• [Work to complete]: Write out all the lines again, precisely as they stand, but without the images.
Start of Recorded information
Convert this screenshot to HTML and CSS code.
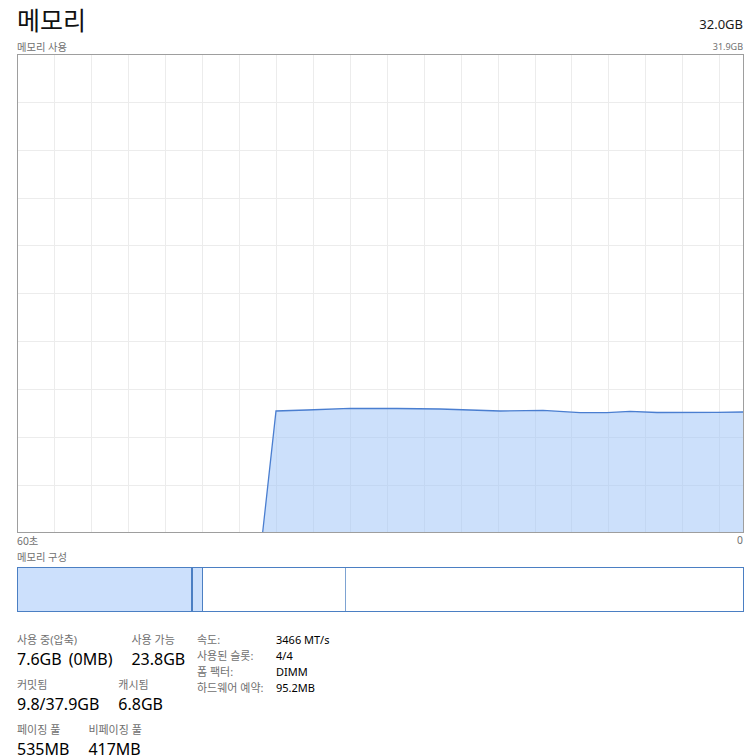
FILE: index.html
```html
<!DOCTYPE html>
<html lang="ko">
<head>
<meta charset="utf-8">
<title>메모리</title>
<link rel="stylesheet" href="styles.css">
</head>
<body>
<div class="page">
  <header class="head">
    <h1 class="title">메모리</h1>
    <span class="total">32.0GB</span>
  </header>
  <div class="sub">
    <span>메모리 사용</span>
    <span class="sub-num">31.9GB</span>
  </div>
  <div class="graph">
    <svg width="727" height="479" viewBox="0 0 727 479">
      <g class="grid">
        <line x1="37.5" y1="0" x2="37.5" y2="479"/>
        <line x1="74.5" y1="0" x2="74.5" y2="479"/>
        <line x1="111.5" y1="0" x2="111.5" y2="479"/>
        <line x1="148.5" y1="0" x2="148.5" y2="479"/>
        <line x1="185.5" y1="0" x2="185.5" y2="479"/>
        <line x1="222.5" y1="0" x2="222.5" y2="479"/>
        <line x1="259.5" y1="0" x2="259.5" y2="479"/>
        <line x1="296.5" y1="0" x2="296.5" y2="479"/>
        <line x1="333.5" y1="0" x2="333.5" y2="479"/>
        <line x1="370.5" y1="0" x2="370.5" y2="479"/>
        <line x1="407.5" y1="0" x2="407.5" y2="479"/>
        <line x1="444.5" y1="0" x2="444.5" y2="479"/>
        <line x1="481.5" y1="0" x2="481.5" y2="479"/>
        <line x1="518.5" y1="0" x2="518.5" y2="479"/>
        <line x1="554.5" y1="0" x2="554.5" y2="479"/>
        <line x1="591.5" y1="0" x2="591.5" y2="479"/>
        <line x1="628.5" y1="0" x2="628.5" y2="479"/>
        <line x1="665.5" y1="0" x2="665.5" y2="479"/>
        <line x1="702.5" y1="0" x2="702.5" y2="479"/>
        <line x1="0" y1="48.5" x2="727" y2="48.5"/>
        <line x1="0" y1="96.5" x2="727" y2="96.5"/>
        <line x1="0" y1="144.5" x2="727" y2="144.5"/>
        <line x1="0" y1="191.5" x2="727" y2="191.5"/>
        <line x1="0" y1="239.5" x2="727" y2="239.5"/>
        <line x1="0" y1="287.5" x2="727" y2="287.5"/>
        <line x1="0" y1="335.5" x2="727" y2="335.5"/>
        <line x1="0" y1="383.5" x2="727" y2="383.5"/>
        <line x1="0" y1="431.5" x2="727" y2="431.5"/>
      </g>
      <polygon class="area" points="245.7,478 259,357 290,356 333,354.3 380,354.5 423,355 483,357 526,356.3 563,358.7 590,358.7 613,357.3 640,358.5 700,358.3 726,358 726,478"/>
      <polyline class="curve" points="245.7,478 259,357 290,356 333,354.3 380,354.5 423,355 483,357 526,356.3 563,358.7 590,358.7 613,357.3 640,358.5 700,358.3 726,358"/>
      <rect class="frame" x="0.5" y="0.5" width="726" height="478"/>
    </svg>
  </div>
  <div class="axis">
    <span>60초</span>
    <span>0</span>
  </div>
  <div class="label">메모리 구성</div>
  <div class="comp">
    <div class="seg seg-used"></div>
    <div class="seg seg-mod"></div>
    <div class="seg seg-standby"></div>
    <div class="seg seg-free"></div>
  </div>
  <div class="stats">
    <div class="stats-left">
      <div class="stat-row">
        <div class="stat"><div class="stat-label">사용 중(압축)</div><div class="stat-value">7.6GB (0MB)</div></div>
        <div class="stat"><div class="stat-label">사용 가능</div><div class="stat-value">23.8GB</div></div>
      </div>
      <div class="stat-row">
        <div class="stat"><div class="stat-label">커밋됨</div><div class="stat-value">9.8/37.9GB</div></div>
        <div class="stat"><div class="stat-label">캐시됨</div><div class="stat-value">6.8GB</div></div>
      </div>
      <div class="stat-row">
        <div class="stat"><div class="stat-label">페이징 풀</div><div class="stat-value">535MB</div></div>
        <div class="stat"><div class="stat-label">비페이징 풀</div><div class="stat-value">417MB</div></div>
      </div>
    </div>
    <dl class="specs">
      <dt>속도:</dt><dd>3466 MT/s</dd>
      <dt>사용된 슬롯:</dt><dd>4/4</dd>
      <dt>폼 팩터:</dt><dd>DIMM</dd>
      <dt>하드웨어 예약:</dt><dd>95.2MB</dd>
    </dl>
  </div>
</div>
</body>
</html>
```
FILE: styles.css
```css
html, body {
  margin: 0;
  padding: 0;
  background: #ffffff;
}
body {
  font-family: "Noto Sans", "Noto Sans CJK KR", sans-serif;
  color: #000000;
  width: 750px;
  height: 756px;
  overflow: hidden;
}
.page {
  box-sizing: border-box;
  width: 750px;
  padding: 0 6px 0 17px;
}
.head {
  display: flex;
  justify-content: space-between;
  align-items: flex-end;
  height: 38px;
}
.title {
  margin: 0;
  font-weight: 400;
  font-size: 25px;
  line-height: 30px;
  padding-bottom: 4px;
  font-family: "Noto Sans CJK KR", sans-serif;
  color: #111111;
}
.total {
  font-size: 13px;
  line-height: 16px;
  padding-bottom: 6px;
  padding-right: 1px;
  color: #1a1a1a;
}
.sub {
  display: flex;
  justify-content: space-between;
  align-items: center;
  height: 16px;
  font-size: 10.3px;
  color: #707070;
}
.sub-num {
  font-size: 9px;
  padding-right: 1px;
}
.graph {
  height: 479px;
}
.graph svg { display: block; }
.grid line {
  stroke: #ececec;
  stroke-width: 1;
}
.area {
  fill: rgb(153, 194, 248);
  fill-opacity: 0.5;
}
.curve {
  fill: none;
  stroke: #4a7ed0;
  stroke-width: 1.3;
}
.frame {
  fill: none;
  stroke: #9e9e9e;
  stroke-width: 1;
}
.axis {
  display: flex;
  justify-content: space-between;
  align-items: center;
  height: 14px;
  font-size: 10.3px;
  color: #707070;
}
.axis span:last-child { padding-right: 1px; }
.label {
  height: 20px;
  line-height: 20px;
  font-size: 10.3px;
  color: #707070;
}
.comp {
  display: flex;
  box-sizing: border-box;
  width: 727px;
  height: 45px;
  border: 1px solid #4b7fc3;
}
.seg { height: 100%; box-sizing: border-box; }
.seg-used {
  width: 175px;
  background: #cce0fc;
  border-right: 2px solid #4b7fc3;
}
.seg-mod {
  width: 10px;
  background: #cce0fc;
  border-right: 1px solid #4b7fc3;
}
.seg-standby {
  width: 143px;
  border-right: 1px solid #7ea3d2;
}
.seg-free { flex: 1; }
.stats {
  display: flex;
  margin-top: 21px;
}
.stats-left {
  width: 180px;
  display: flex;
  flex-direction: column;
}
.stat-row {
  display: flex;
  gap: 19px;
  height: 45px;
}
.stat-label {
  font-size: 11px;
  line-height: 14px;
  color: #707070;
  white-space: nowrap;
}
.stat-value {
  font-size: 16px;
  line-height: 24px;
  word-spacing: 3px;
  color: #000000;
  white-space: nowrap;
}
.specs {
  margin: -1px 0 0 0;
  display: grid;
  grid-template-columns: 79px auto;
  grid-auto-rows: 16px;
  font-size: 11px;
  line-height: 15px;
  align-content: start;
}
.specs dt { color: #707070; white-space: nowrap; }
.specs dd { margin: 0; color: #000000; white-space: nowrap; }
```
End of Recorded information
• [Result of the exercise]:
Convert this screenshot to HTML and CSS code.
FILE: index.html
```html
<!DOCTYPE html>
<html lang="ko">
<head>
<meta charset="utf-8">
<title>메모리</title>
<link rel="stylesheet" href="styles.css">
</head>
<body>
<div class="page">
  <header class="head">
    <h1 class="title">메모리</h1>
    <span class="total">32.0GB</span>
  </header>
  <div class="sub">
    <span>메모리 사용</span>
    <span class="sub-num">31.9GB</span>
  </div>
  <div class="graph">
    <svg width="727" height="479" viewBox="0 0 727 479">
      <g class="grid">
        <line x1="37.5" y1="0" x2="37.5" y2="479"/>
        <line x1="74.5" y1="0" x2="74.5" y2="479"/>
        <line x1="111.5" y1="0" x2="111.5" y2="479"/>
        <line x1="148.5" y1="0" x2="148.5" y2="479"/>
        <line x1="185.5" y1="0" x2="185.5" y2="479"/>
        <line x1="222.5" y1="0" x2="222.5" y2="479"/>
        <line x1="259.5" y1="0" x2="259.5" y2="479"/>
        <line x1="296.5" y1="0" x2="296.5" y2="479"/>
        <line x1="333.5" y1="0" x2="333.5" y2="479"/>
        <line x1="370.5" y1="0" x2="370.5" y2="479"/>
        <line x1="407.5" y1="0" x2="407.5" y2="479"/>
        <line x1="444.5" y1="0" x2="444.5" y2="479"/>
        <line x1="481.5" y1="0" x2="481.5" y2="479"/>
        <line x1="518.5" y1="0" x2="518.5" y2="479"/>
        <line x1="554.5" y1="0" x2="554.5" y2="479"/>
        <line x1="591.5" y1="0" x2="591.5" y2="479"/>
        <line x1="628.5" y1="0" x2="628.5" y2="479"/>
        <line x1="665.5" y1="0" x2="665.5" y2="479"/>
        <line x1="702.5" y1="0" x2="702.5" y2="479"/>
        <line x1="0" y1="48.5" x2="727" y2="48.5"/>
        <line x1="0" y1="96.5" x2="727" y2="96.5"/>
        <line x1="0" y1="144.5" x2="727" y2="144.5"/>
        <line x1="0" y1="191.5" x2="727" y2="191.5"/>
        <line x1="0" y1="239.5" x2="727" y2="239.5"/>
        <line x1="0" y1="287.5" x2="727" y2="287.5"/>
        <line x1="0" y1="335.5" x2="727" y2="335.5"/>
        <line x1="0" y1="383.5" x2="727" y2="383.5"/>
        <line x1="0" y1="431.5" x2="727" y2="431.5"/>
      </g>
      <polygon class="area" points="245.7,478 259,357 290,356 333,354.3 380,354.5 423,355 483,357 526,356.3 563,358.7 590,358.7 613,357.3 640,358.5 700,358.3 726,358 726,478"/>
      <polyline class="curve" points="245.7,478 259,357 290,356 333,354.3 380,354.5 423,355 483,357 526,356.3 563,358.7 590,358.7 613,357.3 640,358.5 700,358.3 726,358"/>
      <rect class="frame" x="0.5" y="0.5" width="726" height="478"/>
    </svg>
  </div>
  <div class="axis">
    <span>60초</span>
    <span>0</span>
  </div>
  <div class="label">메모리 구성</div>
  <div class="comp">
    <div class="seg seg-used"></div>
    <div class="seg seg-mod"></div>
    <div class="seg seg-standby"></div>
    <div class="seg seg-free"></div>
  </div>
  <div class="stats">
    <div class="stats-left">
      <div class="stat-row">
        <div class="stat"><div class="stat-label">사용 중(압축)</div><div class="stat-value">7.6GB (0MB)</div></div>
        <div class="stat"><div class="stat-label">사용 가능</div><div class="stat-value">23.8GB</div></div>
      </div>
      <div class="stat-row">
        <div class="stat"><div class="stat-label">커밋됨</div><div class="stat-value">9.8/37.9GB</div></div>
        <div class="stat"><div class="stat-label">캐시됨</div><div class="stat-value">6.8GB</div></div>
      </div>
      <div class="stat-row">
        <div class="stat"><div class="stat-label">페이징 풀</div><div class="stat-value">535MB</div></div>
        <div class="stat"><div class="stat-label">비페이징 풀</div><div class="stat-value">417MB</div></div>
      </div>
    </div>
    <dl class="specs">
      <dt>속도:</dt><dd>3466 MT/s</dd>
      <dt>사용된 슬롯:</dt><dd>4/4</dd>
      <dt>폼 팩터:</dt><dd>DIMM</dd>
      <dt>하드웨어 예약:</dt><dd>95.2MB</dd>
    </dl>
  </div>
</div>
</body>
</html>
```
FILE: styles.css
```css
html, body {
  margin: 0;
  padding: 0;
  background: #ffffff;
}
body {
  font-family: "Noto Sans", "Noto Sans CJK KR", sans-serif;
  color: #000000;
  width: 750px;
  height: 756px;
  overflow: hidden;
}
.page {
  box-sizing: border-box;
  width: 750px;
  padding: 0 6px 0 17px;
}
.head {
  display: flex;
  justify-content: space-between;
  align-items: flex-end;
  height: 38px;
}
.title {
  margin: 0;
  font-weight: 400;
  font-size: 25px;
  line-height: 30px;
  padding-bottom: 4px;
  font-family: "Noto Sans CJK KR", sans-serif;
  color: #111111;
}
.total {
  font-size: 13px;
  line-height: 16px;
  padding-bottom: 6px;
  padding-right: 1px;
  color: #1a1a1a;
}
.sub {
  display: flex;
  justify-content: space-between;
  align-items: center;
  height: 16px;
  font-size: 10.3px;
  color: #707070;
}
.sub-num {
  font-size: 9px;
  padding-right: 1px;
}
.graph {
  height: 479px;
}
.graph svg { display: block; }
.grid line {
  stroke: #ececec;
  stroke-width: 1;
}
.area {
  fill: rgb(153, 194, 248);
  fill-opacity: 0.5;
}
.curve {
  fill: none;
  stroke: #4a7ed0;
  stroke-width: 1.3;
}
.frame {
  fill: none;
  stroke: #9e9e9e;
  stroke-width: 1;
}
.axis {
  display: flex;
  justify-content: space-between;
  align-items: center;
  height: 14px;
  font-size: 10.3px;
  color: #707070;
}
.axis span:last-child { padding-right: 1px; }
.label {
  height: 20px;
  line-height: 20px;
  font-size: 10.3px;
  color: #707070;
}
.comp {
  display: flex;
  box-sizing: border-box;
  width: 727px;
  height: 45px;
  border: 1px solid #4b7fc3;
}
.seg { height: 100%; box-sizing: border-box; }
.seg-used {
  width: 175px;
  background: #cce0fc;
  border-right: 2px solid #4b7fc3;
}
.seg-mod {
  width: 10px;
  background: #cce0fc;
  border-right: 1px solid #4b7fc3;
}
.seg-standby {
  width: 143px;
  border-right: 1px solid #7ea3d2;
}
.seg-free { flex: 1; }
.stats {
  display: flex;
  margin-top: 21px;
}
.stats-left {
  width: 180px;
  display: flex;
  flex-direction: column;
}
.stat-row {
  display: flex;
  gap: 19px;
  height: 45px;
}
.stat-label {
  font-size: 11px;
  line-height: 14px;
  color: #707070;
  white-space: nowrap;
}
.stat-value {
  font-size: 16px;
  line-height: 24px;
  word-spacing: 3px;
  color: #000000;
  white-space: nowrap;
}
.specs {
  margin: -1px 0 0 0;
  display: grid;
  grid-template-columns: 79px auto;
  grid-auto-rows: 16px;
  font-size: 11px;
  line-height: 15px;
  align-content: start;
}
.specs dt { color: #707070; white-space: nowrap; }
.specs dd { margin: 0; color: #000000; white-space: nowrap; }
```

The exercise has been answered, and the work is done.